What was particularly striking was how quickly and how far some drifters traveled once they left the confines of Toronto Harbour. One made a remarkable 290-kilometre journey across Lake Ontario to Rochester, New York, in just 14 days. Another reached Hamilton in under three days, while a third meandered toward Ajax. These long-distance voyages highlighted that plastic pollution originating in urban harbours can extend its reach far beyond city boundaries, becoming a lake-wide, and potentially transboundary, issue.
Measuring the Wind Factor
A key innovation of this study was the calculation of the “wind factor,” the ratio of the drifter’s speed to the wind speed. Historically, water current modeling assumed that surface currents move at 2 to 5 percent of wind speed. However, the GPS data revealed that in the open waters of Lake Ontario, drifters sometimes traveled at speeds up to 50 percent of the wind speed. Even within Toronto Harbour, the wind factor was consistently higher than previously estimated, owing to the high windage of the drifters—that is, the large portion of their structure sitting above water and directly interacting with the wind.
Inside the relatively shallow and sheltered harbour, the drifters traveled at an average speed of 3.5 cm/s, while in the open lake, they reached speeds of 24.2 cm/s. The disparity highlights how shoreline complexity, harbour morphology, and local obstacles such as buildings and vegetation can dampen wind-driven transport. In contrast, the open waters of Lake Ontario allow uninterrupted wind flows, creating conditions for stronger, longer-lasting currents and even “inertial waltzes”—circular drift patterns formed after winds cease, influenced by the Earth’s rotation.
Plastic Debris and Urban Shorelines
The study didn’t just track where plastics go, it also revealed where they tend to accumulate. Drifters consistently became stranded in sheltered areas, such as slips, channels, and under piers and boardwalks. These findings align closely with visual audits by Sherlock et al. (2023), which documented large accumulations of floating plastic debris, especially bottle caps and containers, in western areas like the Peter Street Basin. Interestingly, the expected accumulation along eastern shorelines due to prevailing southwesterly winds did not materialize in 2021. That year, atypical weather patterns brought frequent strong northeasterly winds, pushing debris into different zones than historical trends would predict.
Another important discovery was that a drifter collected by city waste management was tracked all the way to a landfill site, indicating that human intervention, sometimes unintentional, can also affect plastic transport pathways. Others were likely destroyed by shipping activity or trapped under docks, becoming untraceable. In total, about 20 percent of the drifters were unrecoverable, pointing to the challenges of monitoring real-world pollution in complex environments.
Engineering Smart Cleanup Solutions
Beyond mapping plastic pathways, the research offers practical strategies for mitigating pollution. Areas with high-volume transport, such as the Don River Mouth and Shipping Channel, are prime candidates for active trash capture devices like trash wheels, which can process large amounts of debris. More stagnant accumulation zones under piers, in slips, and along urbanized shorelines could benefit from passive systems like Seabins, which float and collect waste in localized areas. The study also recommends frequent manual cleanups along naturalized shorelines, such as those around the Toronto Islands, where floating debris tends to accumulate more slowly but persistently.
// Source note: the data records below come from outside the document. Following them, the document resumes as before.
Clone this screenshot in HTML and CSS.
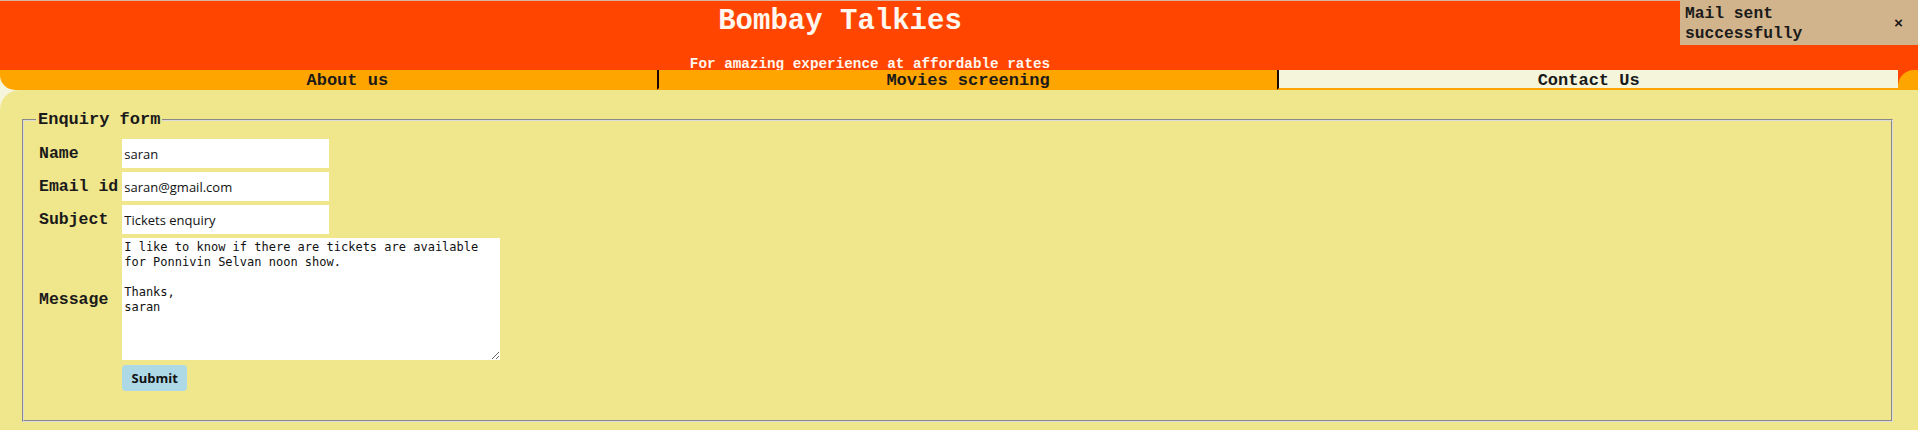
FILE: index.html
```html
<!DOCTYPE html>
<html lang="en">
<head>
<meta charset="utf-8">
<title>Bombay Talkies</title>
<link rel="stylesheet" href="styles.css">
</head>
<body>
<header class="site-header">
  <div class="brand">
    <h1 class="brand-title">Bombay Talkies</h1>
    <p class="brand-tagline">For amazing experience at affordable rates</p>
  </div>
  <div class="toast">
    <span class="toast-text">Mail sent successfully</span>
    <button class="toast-close" type="button">×</button>
  </div>
</header>
<nav class="tabs">
  <ul class="tab-list">
    <li class="tab">About us</li>
    <li class="tab tab-sep">Movies screening</li>
    <li class="tab tab-sep tab-active">Contact Us</li>
  </ul>
  <span class="tab-end"></span>
</nav>
<main class="content">
  <form class="enquiry">
    <fieldset class="enquiry-set">
      <legend class="enquiry-legend">Enquiry form</legend>
      <table class="enquiry-table">
        <tr>
          <td class="field-label">Name</td>
          <td><input class="field-input" type="text" value="saran"></td>
        </tr>
        <tr>
          <td class="field-label">Email id</td>
          <td><input class="field-input" type="text" value="saran@gmail.com"></td>
        </tr>
        <tr>
          <td class="field-label">Subject</td>
          <td><input class="field-input" type="text" value="Tickets enquiry"></td>
        </tr>
        <tr>
          <td class="field-label">Message</td>
          <td><textarea class="field-area">I like to know if there are tickets are available
for Ponnivin Selvan noon show.

Thanks,
saran</textarea></td>
        </tr>
        <tr>
          <td></td>
          <td><button class="submit-btn" type="button">Submit</button></td>
        </tr>
      </table>
    </fieldset>
  </form>
</main>
</body>
</html>
```
FILE: styles.css
```css
html, body {
  margin: 0;
  padding: 0;
}

body {
  background: #f5f5dc;
  font-family: "Liberation Mono", "Courier New", monospace;
  color: #1a1a1a;
}

.site-header {
  display: flex;
  align-items: flex-start;
  height: 70px;
  box-sizing: border-box;
  background: #ff4500;
  border-top: 1px solid #d9b6a4;
}

.brand {
  flex: 1;
  text-align: center;
  color: #fff6ee;
}

.brand-title {
  margin: 4px 0 0 0;
  font-size: 29px;
  line-height: 33px;
  font-weight: bold;
}

.brand-tagline {
  margin: 19px 0 0 0;
  padding-left: 60px;
  font-size: 14.3px;
  line-height: 14px;
  font-weight: bold;
}

.toast {
  width: 238px;
  height: 45px;
  margin-top: -1px;
  box-sizing: border-box;
  background: #d2b48c;
  display: flex;
  align-items: center;
  justify-content: space-between;
  padding: 4px 15px 1px 5px;
  color: #1a1a1a;
}

.toast-text {
  width: 140px;
  font-size: 16.3px;
  line-height: 20px;
  font-weight: bold;
}

.toast-close {
  border: none;
  background: transparent;
  padding: 0;
  font-family: "Liberation Mono", monospace;
  font-size: 15px;
  font-weight: bold;
  color: #1a1a1a;
  margin-top: 0;
}

.tabs {
  display: flex;
  background: linear-gradient(to right, #f5f5dc 50%, #ff4500 50%);
}

.tab-list {
  flex: 1;
  display: flex;
  margin: 0;
  padding: 0 0 0 38px;
  list-style: none;
  background: #ffa500;
  border-bottom-left-radius: 15px;
}

.tab {
  flex: 1;
  text-align: center;
  font-size: 17px;
  font-weight: bold;
  line-height: 14px;
  padding-top: 4px;
  border-bottom: 2px solid #ffa500;
}

.tab-sep {
  border-left: 2px solid #1a0800;
}

.tab-active {
  background: #f5f5dc;
}

.tab-end {
  width: 20px;
  background: #ffa500;
  border-top-left-radius: 16px;
}

.content {
  background: #f0e68c;
  border-top-left-radius: 20px;
  padding: 20px 23px 20px 20px;
}

.enquiry {
  margin: 0;
}

.enquiry-set {
  margin: 0 2px;
  padding: 7px 0.75em 26px;
  border: 2px groove #dcdcdc;
}

.enquiry-legend {
  padding: 0 2px;
  font-size: 17px;
  font-weight: bold;
}

.enquiry-table {
  border-spacing: 2px;
}

.enquiry-table td {
  padding: 1px;
}

.field-label {
  font-size: 16.5px;
  font-weight: bold;
  white-space: nowrap;
  vertical-align: middle;
}

.field-input {
  display: block;
  width: 207px;
  height: 29px;
  box-sizing: border-box;
  border: none;
  padding: 0 2px;
  background: #fff;
  font-family: "Open Sans", sans-serif;
  font-size: 13px;
  color: #111;
}

.field-area {
  display: block;
  width: 378px;
  height: 122px;
  box-sizing: border-box;
  border: none;
  padding: 2px;
  background: #fff;
  font-family: "DejaVu Sans Mono", monospace;
  font-size: 12px;
  line-height: 15px;
  color: #111;
  margin-bottom: 1px;
}

.submit-btn {
  display: block;
  width: 65px;
  height: 26px;
  border: none;
  border-radius: 4px;
  background: #add8e6;
  font-family: "Open Sans", sans-serif;
  font-size: 13px;
  font-weight: bold;
  color: #111;
  padding: 0;
}
```
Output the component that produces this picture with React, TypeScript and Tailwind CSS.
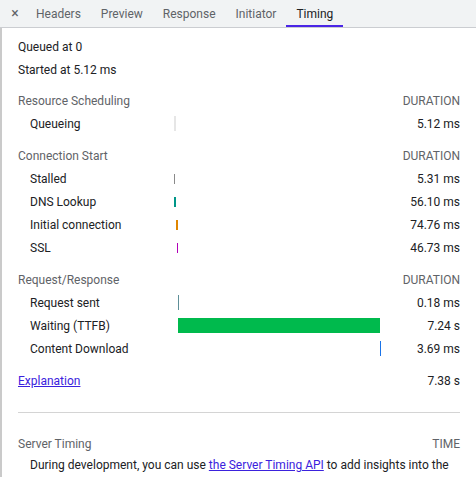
import React from 'react';

type Bar = { left: number; width: number; height: number; color: string };
type Row = { label: string; value: string; bar: Bar };
type Section = { title: string; rows: Row[]; gap: string };

const tabs = ['Headers', 'Preview', 'Response', 'Initiator', 'Timing'];

const sections: Section[] = [
  {
    title: 'Resource Scheduling',
    gap: 'mt-[8px]',
    rows: [{ label: 'Queueing', value: '5.12 ms', bar: { left: 0, width: 2, height: 15, color: '#e6e6e6' } }],
  },
  {
    title: 'Connection Start',
    gap: 'mt-[9px]',
    rows: [
      { label: 'Stalled', value: '5.31 ms', bar: { left: 0, width: 1, height: 10, color: '#8a8a8a' } },
      { label: 'DNS Lookup', value: '56.10 ms', bar: { left: 0, width: 2, height: 10, color: '#009688' } },
      { label: 'Initial connection', value: '74.76 ms', bar: { left: 2, width: 2, height: 10, color: '#e08600' } },
      { label: 'SSL', value: '46.73 ms', bar: { left: 3, width: 1, height: 10, color: '#b100b8' } },
    ],
  },
  {
    title: 'Request/Response',
    gap: 'mt-[9px]',
    rows: [
      { label: 'Request sent', value: '0.18 ms', bar: { left: 4, width: 1, height: 15, color: '#5e8f98' } },
      { label: 'Waiting (TTFB)', value: '7.24 s', bar: { left: 4, width: 202, height: 15, color: '#00ba4d' } },
      { label: 'Content Download', value: '3.69 ms', bar: { left: 206, width: 1, height: 15, color: '#1a73e8' } },
    ],
  },
];

function TimingRow({ row }: { row: Row }) {
  return (
    <div className="flex h-[23px] items-center">
      <div className="w-[156px] pl-[12px]">{row.label}</div>
      <div className="flex w-[207px] items-center">
        {/* bar offset/width come from the timing data */}
        <div style={{ marginLeft: row.bar.left, width: row.bar.width, height: row.bar.height, background: row.bar.color }} />
      </div>
      <div className="flex-1 text-right">{row.value}</div>
    </div>
  );
}

export default function App() {
  return (
    <div className="flex h-[477px] w-[476px] flex-col overflow-hidden bg-white text-[12px] text-[#202124] [font-family:Roboto,'Liberation_Sans',sans-serif]">
      {/* Tab strip */}
      <div className="flex h-[28px] shrink-0 items-stretch border-b border-[#cbcdd1] bg-[#f1f3f4]">
        <div className="flex w-[26px] items-center justify-center pl-[4px] text-[14px] text-[#5f6368]">×</div>
        {tabs.map((t) => (
          <div
            key={t}
            className={`relative flex items-center px-[10px] ${t === 'Timing' ? 'text-[#202124]' : 'text-[#5f6368]'}`}
          >
            {t}
            {t === 'Timing' && <div className="absolute inset-x-0 bottom-0 h-[2px] bg-[#4a25e6]" />}
          </div>
        ))}
      </div>

      {/* Body */}
      <div className="flex flex-1 border-l-2 border-[#cacaca]">
        <div className="flex-1 pl-[16px] pr-[16px] pt-[7px]">
          <div className="flex h-[23px] items-center">Queued at 0</div>
          <div className="flex h-[23px] items-center">Started at 5.12 ms</div>

          {sections.map((s) => (
            <div key={s.title} className={s.gap}>
              <div className="flex h-[23px] items-center justify-between text-[#5f6368]">
                <span>{s.title}</span>
                <span>DURATION</span>
              </div>
              {s.rows.map((r) => (
                <TimingRow key={r.label} row={r} />
              ))}
            </div>
          ))}

          <div className="mt-[9px] flex h-[23px] items-center justify-between">
            <a href="#" className="text-[#3b22dd] underline">Explanation</a>
            <span>7.38 s</span>
          </div>

          <div className="mt-[20px] border-t border-[#d4d4d4]" />

          <div className="mt-[20px] flex h-[22px] items-center justify-between text-[#5f6368]">
            <span>Server Timing</span>
            <span>TIME</span>
          </div>
          <p className="pl-[12px] leading-[20px]">
            During development, you can use{' '}
            <a href="#" className="text-[#3b22dd] underline">the Server Timing API</a> to add insights into the
            server-side timing of this request.
          </p>
        </div>
      </div>
    </div>
  );
}
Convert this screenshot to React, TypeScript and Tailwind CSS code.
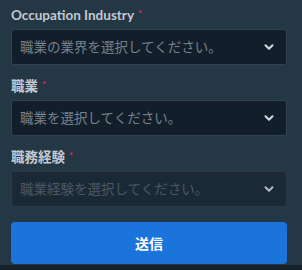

These recommendations are not merely theoretical. They reflect direct observation and field-based evidence showing that the location, morphology, and wind exposure of different harbour regions strongly influence the behavior and accumulation of floating plastic waste. This kind of evidence-based planning can significantly improve the efficiency of municipal waste management programs and reduce the environmental footprint of urban centers.
A Wake-Up Call for Great Lakes Cities
Perhaps the most urgent message from this study is that even if most urban plastic pollution remains local, a significant fraction can travel far beyond city limits. Toronto Harbour is not just a sink for plastic waste—it’s a source. With some plastics making it across international borders, the implications for freshwater stewardship are profound. The variability in wind and current patterns means that cities around the Great Lakes cannot assume their waste stays within their jurisdiction. But this variability also offers a hopeful note: targeted interventions in source zones like Toronto Harbour can ripple out, reducing the overall burden on Lake Ontario and the broader Great Lakes ecosystem.
In sum, the study marks a significant leap forward in our understanding of freshwater plastic transport. By blending simple technology with scientific rigor, the University of Toronto researchers have mapped not only how plastics move, but also how cities can act to stop them. The message is clear: with smart design and localized action, the tide of plastic pollution can be stemmed before it becomes an unmanageable lake-wide problem.